Ann didn't respond, just mulled the information over in her brain.

"Anyway," he went on, "the thing is, this...friend of yours, well he's not going to come back until he's ready--or until your mother suddenly decides to threaten his life, but that's a long story--and right now, you've just got to be patient and support him. Be there when he needs you. God knows if I pulled through, anyone can."

"You had mom," she pointed out, grinning slyly.

He chuckled. "Yeah, well, you'd better hope he doesn't need her kind of help. But anyway, things will turn out all right."

She was quiet for a long time, her eyes closed so she could smell him. Her dad smelled good, like shaving cream and men's cologne and something more rugged, too. Worn leather and sweat. It was the most comforting smell in the world. She remembered the first time that had occurred to her was when her father started teaching archery to her. Another good memory.



"What happens if he doesn't come back?"

He squeezed her again.

"Then you pick yourself up and keep going."

"I don't want to."

"I know. Your mother didn't either."

"What did she do?"

She could feel his eyes on her. "Which time?"

"How many were there?"

"A lot."

"All of them then."

He sighed. "With Clark, she got pretty angry. She ended up getting very lost and confused. With her first husband--"

Ann tried not to open her eyes in shock.
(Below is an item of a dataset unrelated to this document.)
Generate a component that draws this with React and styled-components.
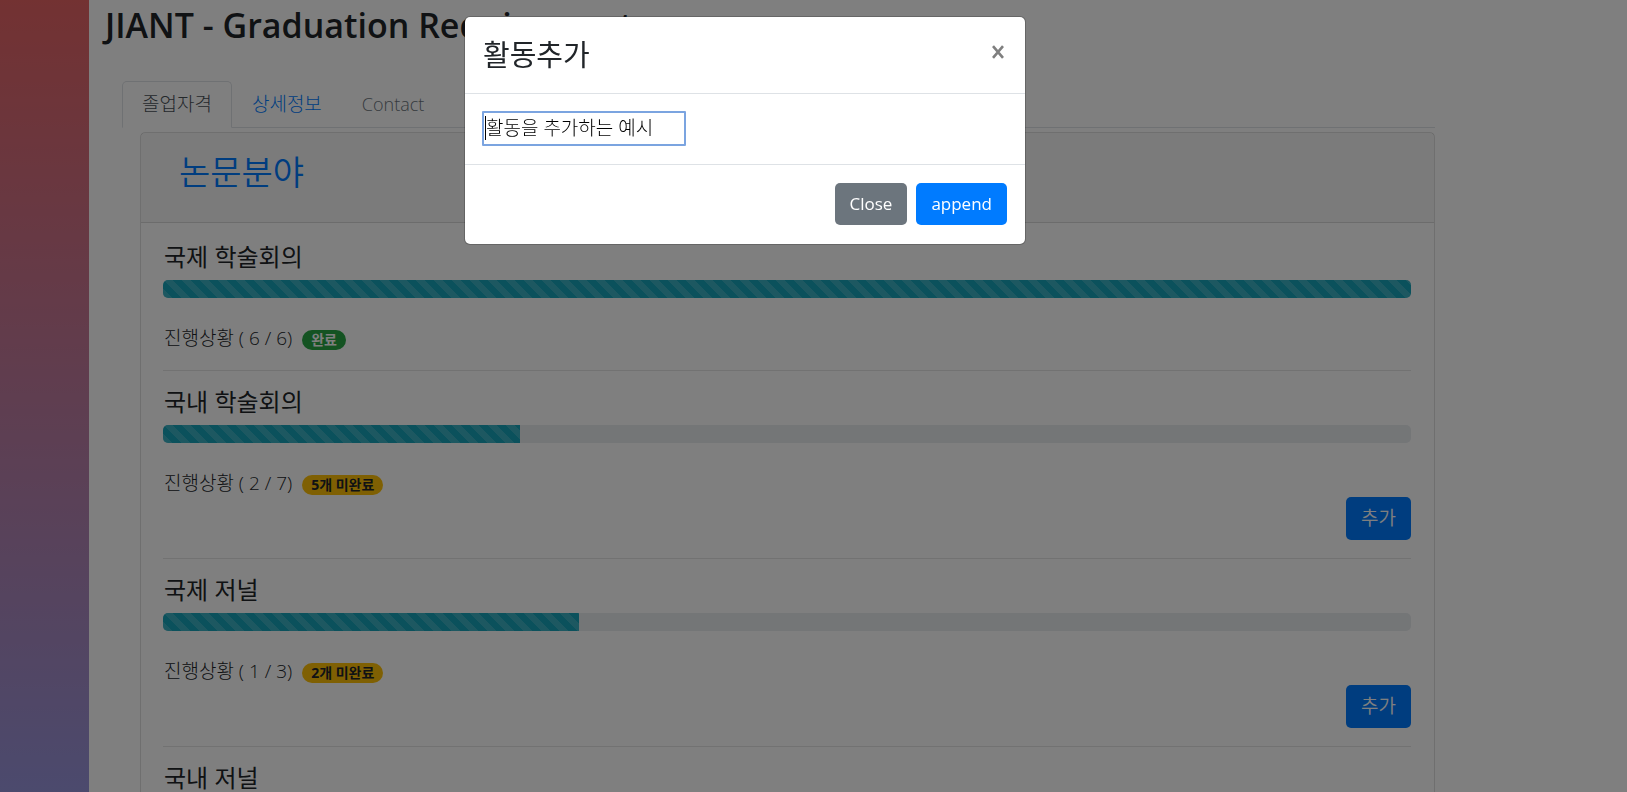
import React, { useEffect, useRef } from "react";
import styled, { createGlobalStyle, css } from "styled-components";

const GlobalStyle = createGlobalStyle`
  *, *::before, *::after { box-sizing: border-box; }
  body {
    margin: 0;
    height: 100vh;
    overflow: hidden;
    background: #fff;
    color: #212529;
    font-family: "Open Sans", "Noto Sans CJK KR", sans-serif;
    font-size: 18px;
    line-height: 27px;
  }
`;

const Page = styled.div`
  display: flex;
  height: 100vh;
  overflow: hidden;
`;

const Sidebar = styled.aside`
  flex: 0 0 89px;
  background: linear-gradient(#e66465, #9198e5 108%);
`;

const Main = styled.main`
  flex: 1;
  min-width: 0;
  padding: 3px 192px 0 15px;
`;

const PageTitle = styled.h1`
  margin: 0 0 34px 1px;
  font-size: 34px;
  font-weight: 600;
  line-height: 44px;
  white-space: nowrap;
`;

const Tabs = styled.nav`
  display: flex;
  margin: 0 0 4px 18px;
  border-bottom: 1px solid #dee2e6;
`;

const Tab = styled.a`
  margin-bottom: -1px;
  padding: 9px 19px;
  border: 1px solid transparent;
  border-radius: 5px 5px 0 0;
  color: #007bff;
  font-size: ${(p) => (p.$latin ? 18 : 19)}px;
  font-weight: 300;
  line-height: 27px;
  text-decoration: none;
  ${(p) => p.$disabled && css`color: #6c757d;`}
  ${(p) =>
    p.$active &&
    css`
      color: #495057;
      background: #fff;
      border-color: #dee2e6 #dee2e6 #fff;
    `}
`;

const Card = styled.section`
  margin-left: 36px;
  border: 1px solid rgba(0, 0, 0, 0.125);
  border-radius: 5px;
`;

const CardHeader = styled.header`
  height: 90px;
  padding: 14px 22px;
  background: rgba(0, 0, 0, 0.03);
  border-bottom: 1px solid rgba(0, 0, 0, 0.125);
`;

const HeaderButton = styled.button`
  padding: 6px 15px;
  border: 1px solid transparent;
  background: transparent;
  color: #007bff;
  font-family: inherit;
  font-size: 34px;
  font-weight: 350;
  line-height: 36px;
`;

const CardBody = styled.div`
  padding: 20px 23px 20px 22px;
`;

const Item = styled.article`
  & + & {
    margin-top: 18px;
    padding-top: 17px;
    border-top: 1px solid rgba(0, 0, 0, 0.1);
  }
`;

const ItemTitle = styled.h2`
  margin: 0 0 10px 1px;
  font-size: 24px;
  font-weight: 400;
  line-height: 27px;
`;

const Track = styled.div`
  height: 18px;
  margin-bottom: 27px;
  overflow: hidden;
  background: #e9ecef;
  border-radius: 5px;
`;

const Bar = styled.div`
  height: 100%;
  background: #17a2b8
    linear-gradient(
      45deg,
      rgba(255, 255, 255, 0.15) 25%,
      transparent 25%,
      transparent 50%,
      rgba(255, 255, 255, 0.15) 50%,
      rgba(255, 255, 255, 0.15) 75%,
      transparent 75%,
      transparent
    );
  background-size: 18px 18px;
`;

const Status = styled.p`
  display: flex;
  align-items: center;
  gap: 10px;
  margin: 0 0 0 1px;
  font-size: 19px;
  font-weight: 300;
  line-height: 27px;
`;

const Badge = styled.span`
  margin-top: 2px;
  padding: 0 9px;
  border-radius: 10px;
  background: ${(p) => (p.$done ? "#28a745" : "#ffc107")};
  color: ${(p) => (p.$done ? "#fff" : "#212529")};
  font-size: 14px;
  font-weight: 700;
  line-height: 20px;
`;

const Actions = styled.div`
  display: flex;
  justify-content: flex-end;
`;

const Button = styled.button`
  padding: 7px 14px;
  border: 1px solid transparent;
  border-radius: 5px;
  background: ${(p) => (p.$secondary ? "#6c757d" : "#007bff")};
  color: #fff;
  font-family: inherit;
  font-size: 17px;
  line-height: 26px;
`;

const AddButton = styled(Button)`
  font-size: 19px;
  font-weight: 350;
  line-height: 27px;
`;

const Backdrop = styled.div`
  position: fixed;
  inset: 0;
  padding: 16px 137px 16px 0;
  background: rgba(0, 0, 0, 0.5);
`;

const Dialog = styled.div`
  max-width: 562px;
  margin: 0 auto;
  background: #fff;
  background-clip: padding-box;
  border: 1px solid rgba(0, 0, 0, 0.2);
  border-radius: 6px;
`;

const DialogHeader = styled.header`
  display: flex;
  justify-content: space-between;
  align-items: flex-start;
  padding: 18px;
  border-bottom: 1px solid #dee2e6;
`;

const DialogTitle = styled.h2`
  margin: 0;
  font-size: 29px;
  font-weight: 400;
  line-height: 40px;
`;

const CloseIcon = styled.button`
  display: flex;
  padding: 10px 3px;
  border: 0;
  background: transparent;
  color: #7f7f7f;
`;

const DialogBody = styled.div`
  display: flex;
  padding: 17px 17px 18px;
`;

/* The text cursor is painted at the start of the field so that it does not blink. */
const TextInput = styled.input`
  width: 204px;
  height: 35px;
  padding: 0 2px 4px;
  border: 2px solid #7ba4e0;
  border-radius: 1px;
  outline: none;
  background: linear-gradient(#000, #000) 1px 3px / 1px 24px no-repeat #fff;
  caret-color: transparent;
  color: #000;
  font-family: inherit;
  font-size: 19px;
  font-weight: 300;
`;

const DialogFooter = styled.footer`
  display: flex;
  justify-content: flex-end;
  gap: 9px;
  padding: 18px 18px 19px;
  border-top: 1px solid #dee2e6;
`;

const items = [
  { name: "국제 학술회의", done: 6, total: 6 },
  { name: "국내 학술회의", done: 2, total: 7 },
  { name: "국제 저널", done: 1, total: 3 },
  { name: "국내 저널", done: 1, total: 3 },
];

function Requirement({ name, done, total }) {
  const complete = done === total;
  return (
    <Item>
      <ItemTitle>{name}</ItemTitle>
      <Track role="progressbar" aria-label={name} aria-valuenow={done} aria-valuemax={total}>
        <Bar style={{ width: `${(done / total) * 100}%` }} />
      </Track>
      <Status>
        {`진행상황 ( ${done} / ${total})`}
        <Badge $done={complete}>{complete ? "완료" : `${total - done}개 미완료`}</Badge>
      </Status>
      {!complete && (
        <Actions>
          <AddButton type="button">추가</AddButton>
        </Actions>
      )}
    </Item>
  );
}

function AddActivityDialog() {
  const input = useRef(null);
  useEffect(() => {
    input.current.focus();
    input.current.setSelectionRange(0, 0);
  }, []);
  return (
    <Backdrop>
      <Dialog role="dialog" aria-modal="true" aria-labelledby="dialog-title">
        <DialogHeader>
          <DialogTitle id="dialog-title">활동추가</DialogTitle>
          <CloseIcon type="button" aria-label="Close">
            <svg width="12" height="14" viewBox="0 0 12 14" fill="none" stroke="currentColor" strokeWidth="2.6">
              <path d="M1 1.2 11 12.8M11 1.2 1 12.8" />
            </svg>
          </CloseIcon>
        </DialogHeader>
        <DialogBody>
          <TextInput ref={input} aria-labelledby="dialog-title" defaultValue="활동을 추가하는 예시" />
        </DialogBody>
        <DialogFooter>
          <Button type="button" $secondary>Close</Button>
          <Button type="button">append</Button>
        </DialogFooter>
      </Dialog>
    </Backdrop>
  );
}

export default function App() {
  return (
    <>
      <GlobalStyle />
      <Page>
        <Sidebar />
        <Main>
          <PageTitle>JIANT - Graduation Requirements</PageTitle>
          <Tabs>
            <Tab href="#status" $active>졸업자격</Tab>
            <Tab href="#details">상세정보</Tab>
            <Tab href="#contact" $disabled $latin>Contact</Tab>
          </Tabs>
          <Card>
            <CardHeader>
              <HeaderButton type="button">논문분야</HeaderButton>
            </CardHeader>
            <CardBody>
              {items.map((item) => (
                <Requirement key={item.name} {...item} />
              ))}
            </CardBody>
          </Card>
        </Main>
      </Page>
      <AddActivityDialog />
    </>
  );
}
It was a rare thing that either of her parents spoke of her mother's deceased husband.

"--she joined a league of superheroes and became Watchtower." He chuckled. "With me...well by then she was so fed up she went into the gutter after me and dragged my sorry ass back. Very brutally I might add."

He grimaced at something and Ann laughed. "What did she do?"

"She's forbidden me to tell you."

Ann stared at him.

"Just trust me on this one, Sport."

She shrugged. "If you say so."

They were quiet again.

"So..." her dad started up again. "Would we say this father-daughter talk can officially be logged in the books?"

She nodded, giggling. "Uh huh. Thanks, dad." She snuggled in a little closer.

"Great. Ice cream then?"

"Duh," she smirked. They always ended the talks with ice cream.

"Sweet. We'll take the bike, which, by the way," he added, glaring at her as he got up, "if you ever take again without my permission I doubt you will live to talk about it. And I'm taking over any lessons on how to ride."

Ann stifled a grin. It was what she'd been hoping for long before she met Jason Todd.